- Born: 1968 (age 57–58) India
- Education: Rockefeller University
- Occupation: Biophysicist

= G.V. Shivashankar =

G.V. Shivashankar (born 1968) is an Indian biophysicist working in the field of Mechanobiology. His research focuses on understanding the coupling between cell mechanics and genome organization for the regulation of cell homeostasis and cell state transitions. In addition his group also developed imaging-AI based chromatin biomarkers as fingerprints for cells in health and disease. Towards this, his group employs multi-scale correlative bio-imaging methods combined with bioengineered interfaces, functional genomics, theoretical modeling, and machine learning. He currently holds a full professorship for Mechano-Genomics at the Department of Health Sciences and Technology at ETH Zurich and he also heads the Laboratory of Nanoscale Biology at the Paul Scherrer Institute.

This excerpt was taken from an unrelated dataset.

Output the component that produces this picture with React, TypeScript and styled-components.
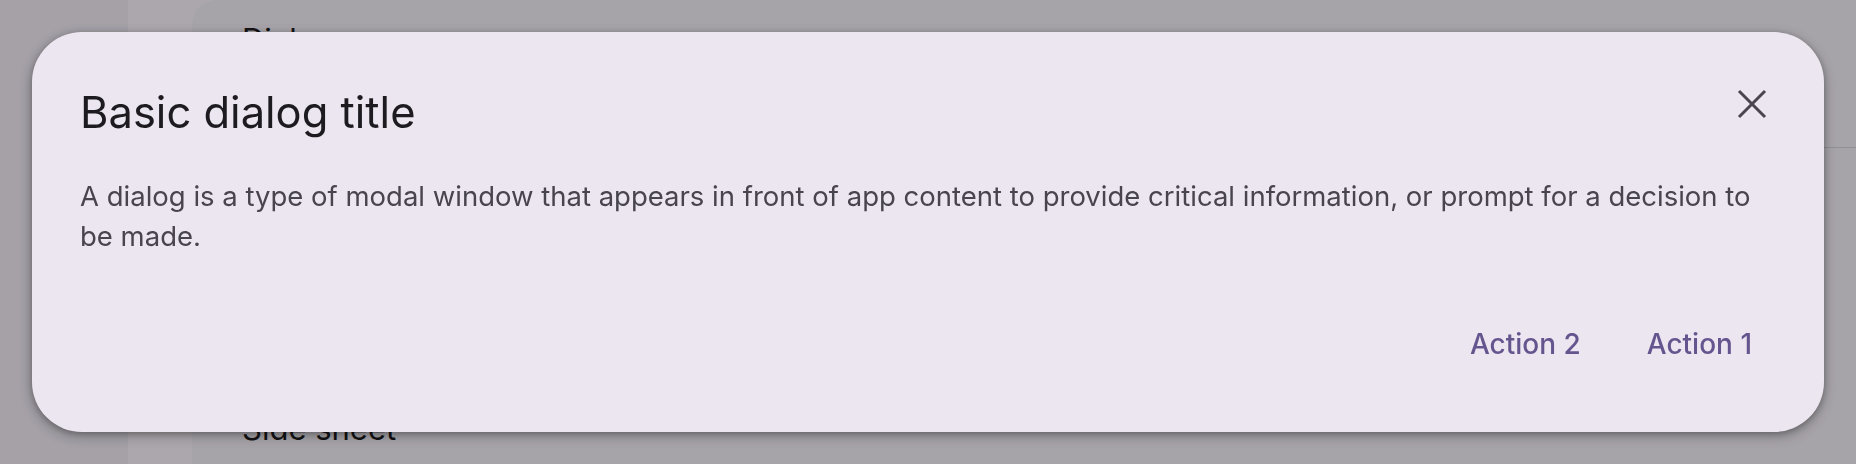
import React from 'react'
import styled, { createGlobalStyle } from 'styled-components'

const GlobalStyle = createGlobalStyle`
  html, body {
    margin: 0;
    padding: 0;
    width: 1856px;
    height: 464px;
    overflow: hidden;
    font-family: Inter, "Noto Sans", sans-serif;
    background: #fef7ff;
  }
`

const Page = styled.div`
  display: flex;
  flex-direction: row;
  width: 1856px;
  height: 464px;
`

const NavRail = styled.div`
  width: 128px;
  background: #f3edf7;
`

const SideColumn = styled.div`
  width: 64px;
  background: #fef7ff;
`

const Main = styled.main`
  flex: 1;
  display: flex;
  flex-direction: column;
  background: #f7f2fa;
  border-top-left-radius: 24px;
  padding: 22px 0 0 50px;
`

const SectionTitle = styled.h2`
  margin: 0;
  font-size: 31px;
  line-height: 36px;
  font-weight: 400;
  color: #1d1b20;
`

const DemoArea = styled.div`
  height: 89px;
`

const Divider = styled.hr`
  margin: 0;
  border: none;
  height: 1px;
  background: #d8d2dc;
`

const Spacer = styled.div`
  height: 263px;
`

const Scrim = styled.div`
  position: fixed;
  inset: 0;
  background: rgba(0, 0, 0, 0.32);
`

const DialogLayer = styled.div`
  position: fixed;
  inset: 0;
  padding: 32px;
  display: flex;
  align-items: flex-start;
`

const Dialog = styled.section`
  flex: 1;
  display: flex;
  flex-direction: column;
  padding: 48px;
  background: #ece6f0;
  border-radius: 50px;
  box-shadow: 0 4px 12px 4px rgba(0, 0, 0, 0.15), 0 2px 6px rgba(0, 0, 0, 0.3);
`

const Header = styled.div`
  display: flex;
  flex-direction: row;
  align-items: flex-start;
`

const Title = styled.h1`
  flex: 1;
  margin: 0;
  font-size: 43.5px;
  line-height: 64px;
  font-weight: 400;
  color: #1d1b20;
`

const CloseButton = styled.button`
  width: 80px;
  height: 80px;
  margin: -16px -16px 0 0;
  padding: 0;
  border: none;
  border-radius: 50%;
  background: transparent;
  color: #49454f;
  display: flex;
  align-items: center;
  justify-content: center;
  cursor: pointer;
`

const Body = styled.p`
  margin: 32px 0 0 0;
  font-size: 27.5px;
  line-height: 40px;
  font-weight: 400;
  color: #49454f;
`

const Actions = styled.div`
  display: flex;
  flex-direction: row;
  justify-content: flex-end;
  gap: 18px;
  margin-top: 48px;
`

const TextButton = styled.button`
  height: 80px;
  padding: 0 24px;
  border: none;
  border-radius: 40px;
  background: transparent;
  font-family: Inter, "Noto Sans", sans-serif;
  font-size: 28px;
  font-weight: 500;
  color: #65558f;
  cursor: pointer;
`

const CloseIcon = () => (
  <svg width="48" height="48" viewBox="0 0 48 48" fill="none">
    <line x1="11" y1="11" x2="37" y2="37" stroke="currentColor" strokeWidth="3" />
    <line x1="37" y1="11" x2="11" y2="37" stroke="currentColor" strokeWidth="3" />
  </svg>
)

export default function App() {
  return (
    <>
      <GlobalStyle />
      <Page>
        <NavRail />
        <SideColumn />
        <Main>
          <SectionTitle>Dialog</SectionTitle>
          <DemoArea />
          <Divider />
          <Spacer />
          <SectionTitle>Side sheet</SectionTitle>
        </Main>
      </Page>
      <Scrim />
      <DialogLayer>
        <Dialog role="dialog" aria-modal="true">
          <Header>
            <Title>Basic dialog title</Title>
            <CloseButton aria-label="Close">
              <CloseIcon />
            </CloseButton>
          </Header>
          <Body>
            A dialog is a type of modal window that appears in front of app content to provide critical
            information, or prompt for a decision to be made.
          </Body>
          <Actions>
            <TextButton>Action 2</TextButton>
            <TextButton>Action 1</TextButton>
          </Actions>
        </Dialog>
      </DialogLayer>
    </>
  )
}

== Education and career ==
Shivashankar was born in 1968 in India, where he began his academic career studying physics at Bangalore University. After graduating with a Bachelor of Science in 1988, he was a research fellow at the Indian Institute of Science, Bangalore. He then joined the NEC Laboratories America, Princeton formally known as the NEC Research Institute and Rutgers University, where he obtained a master's degree in engineering in 1994. Subsequently, Shivashankar joined the Rockefeller University, where he obtained his Ph.D. in Biophysics under the supervision of Albert J. Libchaber in 1999. In his doctoral thesis, Shivashankar developed new ways to combine single-molecule micromanipulation methods, thereby enabling novel insights into DNA-protein interactions.

After obtaining his Ph.D., Shivashankar spent one year as a scientist at NEC Laboratories America, Princeton, before joining the National Center for Biological Sciences (NCBS) Tata Institute of Fundamental Research (TIFR) as an Assistant Professor and the Raman Research Institute in Bangalore as a visiting scientist. Shivashankar obtained tenure at NCBS-TIFR in 2004. In 2010, he relocated to the Department of Biological Sciences at the National University of Singapore (NUS), where he served as the deputy director of the Mechanobiology Institute (2011–2019) and held a chair professorship between NUS and the FIRC Institute of Molecular Oncology (IFOM) (2014–2019). Since 2020 Shivashankar holds a full professorship for Mechano-Genomics jointly between ETH Zurich and the Paul Scherrer Institute.

== Recognition and awards ==
Shivashankar received various awards for his scientific achievements including the BM Birla Prize in 2006 and the Swarnajayanthi Fellowship in 2007. In 2010 he was elected as a Fellow of the Indian Academy of Sciences and in 2019 as a member of the European Molecular Biology Organization (EMBO).